Aside from Blackhat, Schwartz seamlessly ties together a number of Mann’s other films including Thief, Miami Vice, and my personal favorite, Heat. There’s also a notable progression or at least an underlying and evolving conceptual structure connecting characters and ideas from one film to the next (above and beyond the transition from PE to Blackhat), as Schwartz eloquently points out, which I see as illustrating how various salient psychological and sociological forces and manifestations are so often reiterated in multiple contexts varying in time and space. Clearly Mann is building off of his previous work, adapting previous ideas to new narratives, and doing so while continuously trying to use, as Schwartz puts it: “alchemic cinema tools to open a window and transform our perception,” thus giving us a new way to view the world and our own existential status.
An important dynamic that Schwartz mentions, not only as it pertains to Mann’s films, but of (especially well-crafted) films in general, is the notable interplay between the audience and the film or “the image.” The image changes us, which in turn changes the image ad infinitum, establishing a feedback loop and a co-evolution between the viewer’s interpretation of the film as it relates to their own experiences, and the ongoing evolution of every new cinematic product.
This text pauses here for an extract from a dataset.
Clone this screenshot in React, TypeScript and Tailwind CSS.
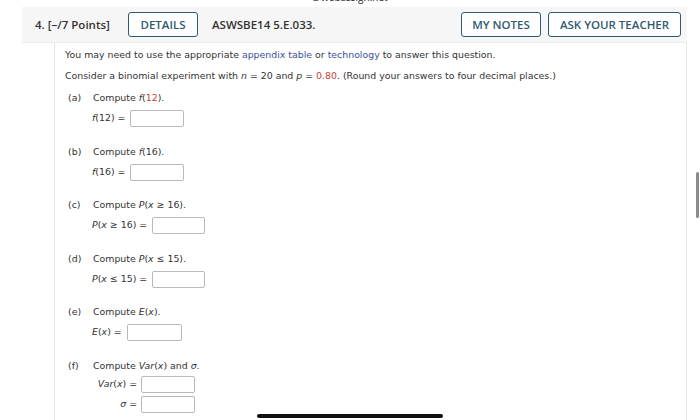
import React from 'react';

const body = { fontFamily: '"DejaVu Sans", Verdana, sans-serif' };
const head = { fontFamily: '"Open Sans", "Liberation Sans", sans-serif' };

function Box({ w = 'w-[54px]' }: { w?: string }) {
  return <div className={`${w} h-[17px] border border-[#b9b9b9] rounded-[2px] bg-white`} />;
}

function Part({ tag, children, answer }: { tag: string; children: React.ReactNode; answer: React.ReactNode }) {
  return (
    <div>
      <div className="flex h-[12px] items-center leading-[12px]">
        <span className="w-[28px] pl-[3px]">({tag})</span>
        <span>{children}</span>
      </div>
      <div className="mt-[6px] flex items-center pl-[27px]">{answer}</div>
    </div>
  );
}

export default function App() {
  const btn =
    'h-[25px] flex items-center justify-center border border-[#2f5a73] rounded-[3px] text-[11.5px] font-semibold text-[#2f5a73] bg-white';

  return (
    <div className="relative w-[700px] h-[420px] overflow-hidden bg-white text-[#333]">
      {/* clipped site label */}
      <div className="h-[7px] overflow-hidden flex justify-center">
        <div className="mt-[-8px] text-[10px] leading-[11px] text-[#222]" style={head}>
          ■ webassign.net
        </div>
      </div>

      <div className="ml-[22px] w-[665px]">
        {/* header bar */}
        <div className="h-[36px] bg-[#f6f6f6] flex items-center pl-[13px] pr-[6px] border-b border-[#ececec]" style={head}>
          <div className="w-[93px] shrink-0 text-[11.5px] font-semibold text-[#333]">4. [–/7 Points]</div>
          <div className={`${btn} w-[70px]`}>DETAILS</div>
          <div className="ml-[14px] text-[11.5px] font-semibold text-[#333]">ASWSBE14 5.E.033.</div>
          <div className="ml-auto flex gap-[7px]">
            <div className={`${btn} w-[80px]`}>MY NOTES</div>
            <div className={`${btn} w-[133px]`}>ASK YOUR TEACHER</div>
          </div>
        </div>

        {/* body */}
        <div
          className="ml-[32px] h-[400px] border-l border-r border-[#e6e6e6] pl-[10px] pt-[6px] text-[9.4px] text-[#333]"
          style={body}
        >
          <p className="leading-[12px]">
            You may need to use the appropriate <span className="text-[#3a4f9e]">appendix table</span> or{' '}
            <span className="text-[#3a4f9e]">technology</span> to answer this question.
          </p>
          <p className="mt-[9px] leading-[12px]">
            Consider a binomial experiment with <i>n</i> = 20 and <i>p</i> ={' '}
            <span className="text-[#c8423a]">0.80</span>. (Round your answers to four decimal places.)
          </p>

          <div className="mt-[10px] flex flex-col gap-[18.5px]">
            <Part
              tag="a"
              answer={
                <>
                  <span className="mr-[5px]"><i>f</i>(12) =</span>
                  <Box />
                </>
              }
            >
              Compute <i>f</i>(<span className="text-[#c8423a]">12</span>).
            </Part>
            <Part
              tag="b"
              answer={
                <>
                  <span className="mr-[5px]"><i>f</i>(16) =</span>
                  <Box />
                </>
              }
            >
              Compute <i>f</i>(16).
            </Part>
            <Part
              tag="c"
              answer={
                <>
                  <span className="mr-[5px]"><i>P</i>(<i>x</i> ≥ 16) =</span>
                  <Box w="w-[53px]" />
                </>
              }
            >
              Compute <i>P</i>(<i>x</i> ≥ 16).
            </Part>
            <Part
              tag="d"
              answer={
                <>
                  <span className="mr-[5px]"><i>P</i>(<i>x</i> ≤ 15) =</span>
                  <Box w="w-[53px]" />
                </>
              }
            >
              Compute <i>P</i>(<i>x</i> ≤ 15).
            </Part>
            <Part
              tag="e"
              answer={
                <>
                  <span className="mr-[5px]"><i>E</i>(<i>x</i>) =</span>
                  <Box w="w-[55px]" />
                </>
              }
            >
              Compute <i>E</i>(<i>x</i>).
            </Part>

            <div>
              <div className="flex h-[12px] items-center leading-[12px]">
                <span className="w-[28px] pl-[3px]">(f)</span>
                <span>
                  Compute <i>Var</i>(<i>x</i>) and <i>σ</i>.
                </span>
              </div>
              <div className="mt-[4px] pl-[26px] flex flex-col gap-[3px]">
                <div className="flex items-center">
                  <span className="w-[50px] text-right pr-[4px]"><i>Var</i>(<i>x</i>) =</span>
                  <Box />
                </div>
                <div className="flex items-center">
                  <span className="w-[50px] text-right pr-[4px]"><i>σ</i> =</span>
                  <Box />
                </div>
              </div>
            </div>
          </div>
        </div>
      </div>

      {/* scrollbar */}
      <div className="absolute left-[696px] top-[172px] w-[3px] h-[46px] rounded-full bg-[#8a8a8a]" />
      {/* home indicator */}
      <div className="absolute left-[257px] top-[414px] w-[186px] h-[4px] rounded-full bg-[#111]" />
    </div>
  );
}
There may be some indoctrinatory danger in this cycle if the movie you’re engaging with is a mass-produced product, since this product is, insofar as it’s mass-produced, deeply connected to “the system”, indeed the very same system trying to capture John Dillinger in PE. And yet, even though the mass-produced product is a part of the system, and despite its being a cog in the wheel of what we might call a cybernetic infrastructure of control, Schwartz highlights an important potentiality in film viewing that is often taken for granted:
“…The staggering climax inside the Biograph beseeches us to aspire to the images conscientiously, reconciling the mass-produced product with our private histories and elevating the picture and our lives with the media.”
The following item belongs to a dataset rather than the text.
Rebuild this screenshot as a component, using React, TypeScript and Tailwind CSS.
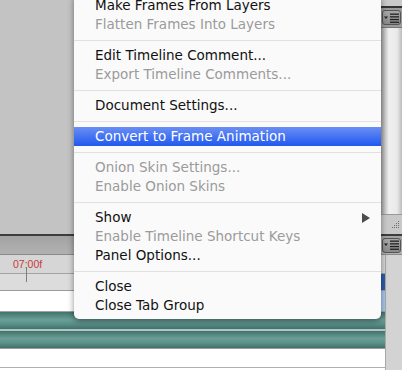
function PanelMenuIcon() {
  return (
    <div className="mx-auto flex h-[15px] w-[19px] items-center justify-center rounded-[3px] border border-[#555] bg-[linear-gradient(to_bottom,#a8a8a8,#8a8a8a)]">
      <svg width="15" height="10" viewBox="0 0 15 10">
        <path d="M0 3.5h4l-2 2.5z" fill="#222" />
        <rect x="6" y="0.5" width="9" height="1.3" fill="#222" />
        <rect x="6" y="3.2" width="9" height="1.3" fill="#222" />
        <rect x="6" y="5.9" width="9" height="1.3" fill="#222" />
        <rect x="6" y="8.6" width="9" height="1.3" fill="#222" />
      </svg>
    </div>
  );
}

function Grip() {
  const dots = [
    [7, 1],
    [5, 3], [7, 3],
    [3, 5], [5, 5], [7, 5],
    [1, 7], [3, 7], [5, 7], [7, 7],
  ];
  return (
    <svg width="9" height="9" viewBox="0 0 9 9">
      {dots.map(([x, y]) => (
        <rect key={`${x}-${y}`} x={x} y={y} width="1" height="1" fill="#6f6f6f" />
      ))}
    </svg>
  );
}

type Item = { label: string; disabled?: boolean; active?: boolean; submenu?: boolean } | "sep";

const items: Item[] = [
  { label: "Make Frames From Layers" },
  { label: "Flatten Frames Into Layers", disabled: true },
  "sep",
  { label: "Edit Timeline Comment..." },
  { label: "Export Timeline Comments...", disabled: true },
  "sep",
  { label: "Document Settings..." },
  "sep",
  { label: "Convert to Frame Animation", active: true },
  "sep",
  { label: "Onion Skin Settings...", disabled: true },
  { label: "Enable Onion Skins", disabled: true },
  "sep",
  { label: "Show", submenu: true },
  { label: "Enable Timeline Shortcut Keys", disabled: true },
  { label: "Panel Options..." },
  "sep",
  { label: "Close" },
  { label: "Close Tab Group" },
];

export default function App() {
  return (
    <div
      className="relative h-[370px] w-[402px] overflow-hidden bg-[#c3c3c3]"
      style={{ fontFamily: '"DejaVu Sans", "Liberation Sans", sans-serif' }}
    >
      {/* upper panel area */}
      <div className="flex h-[234px]">
        <div className="flex-1 bg-[#c3c3c3]" />
        <div className="flex w-[21px] flex-col">
          <div className="h-[6px] bg-[#c9c9c9]" />
          <div className="h-[2px] bg-[#333]" />
          <div className="flex h-[19px] items-center bg-[#9b9b9b]">
            <PanelMenuIcon />
          </div>
          <div className="h-px bg-[#777]" />
          <div className="flex-1 bg-[linear-gradient(to_right,#a4a4a4_0px,#c9c9c9_4px,#efefef_8px,#e9e9e9_16px,#bcbcbc_21px)]" />
          <div className="h-px bg-[#9a9a9a]" />
          <div className="flex h-[19px] items-center justify-end bg-[#c8c8c8] pr-[2px]">
            <Grip />
          </div>
        </div>
      </div>

      {/* timeline panel */}
      <div className="flex flex-col">
        <div className="h-[2px] bg-[#3d3d3d]" />
        <div className="flex h-[18px] items-center justify-end bg-[linear-gradient(to_bottom,#a3a3a3,#b1b1b1)] pr-[1px]">
          <div className="w-[20px]">
            <PanelMenuIcon />
          </div>
        </div>
        <div className="h-px bg-[#8a8a8a]" />
        <div className="flex">
          <div className="relative flex flex-1 flex-col">
            <div
              className="flex h-[18px] items-center bg-[#d6d6d6] pl-[13px] text-[10.5px] leading-none text-[#c63a3a]"
              style={{ fontFamily: '"Liberation Sans", sans-serif' }}
            >
              07:00f
            </div>
            <div className="h-px bg-[#a3a3a3]" />
            <div className="flex h-[16px] justify-end bg-[#dcdcdc]">
              <div className="w-[4px] bg-[#2a5fae]" />
            </div>
            <div className="h-px bg-[#9c9c9c]" />
            <div className="flex h-[20px] justify-end bg-white">
              <div className="w-[4px] bg-[#a9c8ee]" />
            </div>
            <div className="h-px bg-[#a2a2a2]" />
            <div className="h-[17px] bg-[linear-gradient(to_bottom,#40736c,#6a9f97_45%,#5b918a_70%,#3f716a)]" />
            <div className="h-[2px] bg-[#b9c4c2]" />
            <div className="h-[17px] bg-[linear-gradient(to_bottom,#40736c,#6a9f97_45%,#5b918a_70%,#3f716a)]" />
            <div className="h-px bg-[#9a9a9a]" />
            <div className="h-[18px] bg-white" />
            <div className="h-px bg-[#b0b0b0]" />
            <div className="h-[3px] bg-white" />
            <div className="absolute left-[26px] top-[12px] h-[15px] w-px bg-[#7d7d7d]" />
          </div>
          <div className="w-[17px] border-l border-[#a9a9a9] bg-[#d3d3d3]" />
        </div>
      </div>

      {/* panel flyout menu */}
      <div className="absolute left-[74px] top-[-4px] w-[307px] rounded-b-[5px] bg-[#fafafa] pb-[4px] text-[13.5px] leading-none shadow-[0_2px_6px_rgba(0,0,0,0.45)]">
        {items.map((item, i) =>
          item === "sep" ? (
            <div key={i} className="flex h-[12px] items-center">
              <div className="h-px w-full bg-[#e1e1e1]" />
            </div>
          ) : (
            <div
              key={i}
              className={`flex h-[19px] items-center justify-between pl-[21px] pr-[11px] ${
                item.active
                  ? "bg-[linear-gradient(to_bottom,#6a8ff3,#2058f0)] text-white"
                  : item.disabled
                  ? "text-[#9b9b9b]"
                  : "text-[#111]"
              }`}
            >
              <span>{item.label}</span>
              {item.submenu && (
                <svg width="8" height="10" viewBox="0 0 8 10">
                  <path d="M0 0L8 5L0 10z" fill="#4c4c4c" />
                </svg>
              )}
            </div>
          )
        )}
      </div>
    </div>
  );
}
In other words, even in the case of mass-produced cinema, we as viewers stand to potentially gain a valuable experience, and possibly a spiritual or philosophical one at that by our forming a personal relationship with the film, synthesizing the external stimuli with our inner sense of self, coalescing with the characters and integrating them into our own relationships and to ourselves, thus expanding our set of perspectives by connecting to someone “off the map”. On the other hand, Schwartz also mentions Herbert Marcuse’s views, which aptly describes the inherent problem of art insofar as it becomes a part of “the system”:
“…Herbert Marcuse writes that as long as art has become part of the system, it ceases in questioning it, and thus impedes social change. Poetic language must transcend the “real” world of the society, and in order to transcend that world it must stand opposed to it, questioning it, quelling us out of it.”
But we need also realize that art will inevitably be influenced by the system, because there are simply too many subliminal or even explicit system-orchestrated ideas that the artist (and everyone else in society) has been instilled with, even if entirely unbeknownst to them. It seems that the capacity for poetic language to transcend the real world of the society lies in its simply providing any new perspective at all, making use of allegory, metaphor, and the crossing of contextual boundaries, and it can do so even if this new perspective doesn’t necessarily or explicitly oppose some other (even mainstream) perspective.
This is most definitely not to in any way discount Marcuse’s overarching point of how art’s connection to the system is a factor that limits its efficacy in enacting social change and its ability to positively feed the public’s collective stream of consciousness, but merely to point out that art’s propensity for transcending the status quo isn’t entirely inhibited from its unavoidable connection to the system. And to once again bring us back to the scene in PE where Dillinger is fully absorbing (or being fully absorbed by) his viewing of Manhattan Melodrama in the Biograph theater, Schwartz seems to describe the artistic value of a film as something at least partially dependent on whether or not it facilitates a personal and transcendent experience in any of the viewers:
“Cinema is elevated to a ceremony of transubstantiation where fixed bodies are resurrected through the mercurial alchemy of speed and light, contradicting the consumption we saw earlier during the newsreel. Dillinger’s connection to cinema is a meditative and private one…”
I think it’s fair to say that, if there’s anything that can elevate our own experience of Mann’s work in particular, and film viewing more generally, Schwartz’s Off the Map is a great philosophical and spiritual primer to help get us there. Both comprehensive and brilliantly written, Schwartz’s contribution to film scholarship should become required reading for anybody interested in cinema and film viewing.